Alessandro had never dreamed in his sleep. All he knew was that this dream of
Marietta had opened up the gate of his interior world and exposed him to the
light of God's grace and mercy. From that time on, he was consumed to make
reparation for his awful crime and sin.
After 27 years of imprisonment, Alessandro was released. He was spared 3 years
of confinement due to being a model prisoner. After various wanderings as a
farm laborer, he was to spend the rest of his life living in a Capuchin
monastery at Macerata. There the good Capuchins called him "brother". In the
chapel of the monastery Alessandro was able to attend daily Mass and to find
peace and solitude. He was to visit Assunta Goretti, whom he had last seen 31
years before at his trial. Begging Assunta's forgiveness, she placed her hands
on his head, caressed his face and gently said, "Alessandro, Marietta forgave
you, Christ has forgiven you, and why should I not also forgive. I forgive
you, of course, my son! Why have I not seen you sooner? Your evil days are
past, and to me, you are a long-suffering son." (DiDon ato, p. 142)
"The next morning people in the village of Corinaldo witnessed what could only
happen among the poor of Christ. Assunta Goretti, with head held high and
tears falling, took Alessandro Serenelli by the hand as a mother takes a son,
and led him to Mass. At the altar rail side by side, she and he- he who had
killed her daughter- raised their open mouths to partake of the flesh and
blood of Jesus." (DiDonato, pages 142-146) From that time he was welcomed in
that profoundly Christian family of the Gorettis as "Uncle Alessandro".

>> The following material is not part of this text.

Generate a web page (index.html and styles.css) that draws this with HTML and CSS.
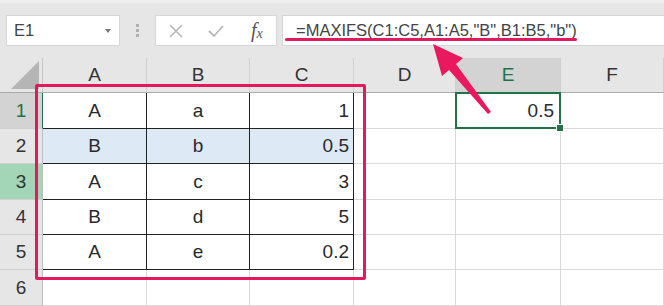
FILE: index.html
```html
<!DOCTYPE html>
<html lang="ja">
<head>
    <meta charset="UTF-8">
    <title>MAXIFS</title>
    <link rel="stylesheet" href="styles.css">
</head>
<body>
    <div class="sheet">
        <div class="toolbar">
            <div class="namebox">
                <span>E1</span>
                <span class="caret"></span>
            </div>
            <div class="grip"><i></i><i></i><i></i></div>
            <div class="fxbtns">
                <svg width="14" height="14" viewBox="0 0 14 14"><path d="M1 1 L13 13 M13 1 L1 13" stroke="#b8b8b8" stroke-width="1.6" fill="none"/></svg>
                <svg width="16" height="14" viewBox="0 0 16 14"><path d="M1 7 L6 12 L15 2" stroke="#b8b8b8" stroke-width="1.8" fill="none"/></svg>
                <span class="fx">f<sub>x</sub></span>
            </div>
            <div class="formula">=MAXIFS(C1:C5,A1:A5,"B",B1:B5,"b")</div>
        </div>

        <div class="grid">
            <!-- 見出し -->
            <div class="c corner"><span class="tri"></span></div>
            <div class="c hd">A</div>
            <div class="c hd">B</div>
            <div class="c hd">C</div>
            <div class="c hd">D</div>
            <div class="c hd sel">E</div>
            <div class="c hd">F</div>

            <div class="c rh sel">1</div>
            <div class="c t">A</div>
            <div class="c t">a</div>
            <div class="c t num">1</div>
            <div class="c"></div>
            <div class="c num active">0.5</div>
            <div class="c"></div>

            <div class="c rh">2</div>
            <div class="c t blue">B</div>
            <div class="c t blue">b</div>
            <div class="c t blue num">0.5</div>
            <div class="c"></div>
            <div class="c"></div>
            <div class="c"></div>

            <div class="c rh hit">3</div>
            <div class="c t">A</div>
            <div class="c t">c</div>
            <div class="c t num">3</div>
            <div class="c"></div>
            <div class="c"></div>
            <div class="c"></div>

            <div class="c rh">4</div>
            <div class="c t">B</div>
            <div class="c t">d</div>
            <div class="c t num">5</div>
            <div class="c"></div>
            <div class="c"></div>
            <div class="c"></div>

            <div class="c rh">5</div>
            <div class="c t">A</div>
            <div class="c t">e</div>
            <div class="c t num">0.2</div>
            <div class="c"></div>
            <div class="c"></div>
            <div class="c"></div>

            <div class="c rh">6</div>
            <div class="c"></div>
            <div class="c"></div>
            <div class="c"></div>
            <div class="c"></div>
            <div class="c"></div>
            <div class="c"></div>
        </div>

        <!-- 注釈 -->
        <div class="mark-box"></div>
        <div class="mark-line"></div>
        <svg class="arrow" width="664" height="306" viewBox="0 0 664 306">
            <polygon points="433,44 463,58 456,64 491,112 488,114 449,70 442,76" fill="#e8195f"/>
        </svg>
    </div>
</body>
</html>
```

FILE: styles.css
```css
body {
    margin: 0;
    font-family: "Liberation Sans", Arial, sans-serif;
    background-color: #fff;
}
.sheet {
    position: relative;
    width: 664px;
    height: 306px;
    overflow: hidden;
}

/* 数式バー */
.toolbar {
    height: 58px;
    box-sizing: border-box;
    padding: 15px 0 0 6px;
    display: flex;
    align-items: flex-start;
    background-color: #e6e6e6;
    border-top: 3px solid #efefef;
}
.toolbar > div {
    height: 31px;
    box-sizing: border-box;
    margin-top: -3px;
}
.namebox {
    width: 114px;
    background-color: #fff;
    border: 1px solid #d6d6d6;
    display: flex;
    align-items: center;
    justify-content: space-between;
    padding: 0 8px 0 7px;
    font-size: 16.5px;
    color: #444;
}
.caret {
    width: 0;
    height: 0;
    border-left: 3px solid transparent;
    border-right: 3px solid transparent;
    border-top: 4px solid #777;
}
.grip {
    width: 35px;
    display: flex;
    flex-direction: column;
    align-items: center;
    justify-content: center;
    gap: 2px;
}
.grip i {
    width: 3px;
    height: 3px;
    background-color: #b0b0b0;
}
.fxbtns {
    width: 122px;
    background-color: #fff;
    border: 1px solid #d6d6d6;
    display: flex;
    align-items: center;
    padding: 0 10px 0 13px;
    gap: 25px;
    margin-right: 5px;
}
.fx {
    font-family: "Liberation Serif", "Times New Roman", serif;
    font-style: italic;
    font-size: 20px;
    color: #555;
    margin-left: 2px;
}
.fx sub {
    font-size: 14px;
    vertical-align: -1px;
}
.formula {
    flex: 1;
    background-color: #fff;
    border: 1px solid #d6d6d6;
    border-right: none;
    padding: 0 0 0 13px;
    font-size: 16.5px;
    line-height: 29px;
    color: #444;
    white-space: nowrap;
}

/* セル */
.grid {
    display: grid;
    grid-template-columns: 43px 104px 103px 104px 102px 105px 1fr;
    grid-template-rows: 35px 36px 35px 36px 35px 35px 36px;
    font-size: 19px;
    color: #2a2a2a;
}
.c {
    box-sizing: border-box;
    border-right: 1px solid #d9d9d9;
    border-bottom: 1px solid #d9d9d9;
    display: flex;
    align-items: center;
    justify-content: center;
}
.corner {
    background-color: #e6e6e6;
    border-right: 1px solid #c6c6c6;
    border-bottom: 1px solid #ababab;
    align-items: flex-end;
    justify-content: flex-end;
    padding: 0 3px 3px 0;
}
.tri {
    width: 28px;
    height: 28px;
    background-color: #b5b5b5;
    clip-path: polygon(100% 0, 100% 100%, 0 100%);
}
.hd {
    background-color: #e6e6e6;
    border-right: 1px solid #cfcfcf;
    border-bottom: 1px solid #ababab;
    color: #333;
}
.rh {
    background-color: #e6e6e6;
    border-right: 1px solid #bdbdbd;
    border-bottom: 1px solid #cfcfcf;
    color: #333;
}
.sel {
    background-color: #d3d3d3;
    color: #217346;
}
.rh.sel {
    border-right: 1px solid #217346;
}
.hit {
    background-color: #a3d6b6;
}
.t {
    border-right: 1px solid #222;
    border-bottom: 1px solid #222;
}
.blue {
    background-color: #dde9f5;
}
.num {
    justify-content: flex-end;
    padding-right: 4px;
}
.active {
    position: relative;
    padding-right: 6px;
}
.active::after {
    content: "";
    position: absolute;
    top: -1px;
    left: -1px;
    right: -1px;
    bottom: -1px;
    border: 2px solid #217346;
}
.active::before {
    content: "";
    position: absolute;
    right: -4px;
    bottom: -4px;
    width: 6px;
    height: 6px;
    background-color: #217346;
    border: 1px solid #fff;
    z-index: 1;
}

/* 注釈 */
.mark-box {
    position: absolute;
    left: 35px;
    top: 84px;
    width: 331px;
    height: 196px;
    box-sizing: border-box;
    border: 3px solid #e5175d;
    border-radius: 2px;
}
.mark-line {
    position: absolute;
    left: 285px;
    top: 38px;
    width: 292px;
    height: 3px;
    border-radius: 2px;
    background-color: #e5175d;
}
.arrow {
    position: absolute;
    left: 0;
    top: 0;
}
```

Alessandro would testify at length at the canonical process for the
beatification of Maria Goretti- the only witness who could detail what had
actually happened in a brutal murder. He died at the age of 89 after a long
life of prayer and penance in expiation of his crime, always invoking the
intercession of St. Maria Goretti as his "protector".
It was a remarkable scene on June 24, 1950 at the canonization of St. Maria
Goretti in the open Piazza of St. Peter's Basilica in Rome. "Never before had
a million souls come to St. Peter's Basilica all at one time, nor in Catholic
history had there ever been present at the ceremony of canonization the mother
of the Saint." (Di Donato)
It was her love of Christ that led Maria Goretti to the heights of sanctity
and salvaged the soul of Alessandro. It is the same Catholic Faith that
continues to raise the standard of Christian purity and love in a re-paganized
world. Maria suffered death for Jesus on the threshold of the century which
would see more martyrs than all the preceding Christian centuries
collectively. The Church, as Pope John Paul II has repeatedly reminded the
world, never loses touch with martyrdom. She teaches unequivocally that no one
will enter heaven who is not ready to die for Christ if the hour demands it.
It is the definite meaning of the greatest of Christ's commandments: to love
God above all things, more than life itself. The lifeblood of Maria Goretti
shed in the most murderous century in the history of mankind, was a warning
that with increasing godlessness, the despising of virginity and marriage, the
current contempt for motherhood, and the diminishing of the authority of
fathers, the family would suffer a shocking disintegration- a process that we
see all around us today as we enter the Third Millennium. It is undeniable
that in what stands for American and European culture today, children are
bombarded and sometimes overwhelmed by a tidal wave of evil influences which
social commentators note is unprecedented in history.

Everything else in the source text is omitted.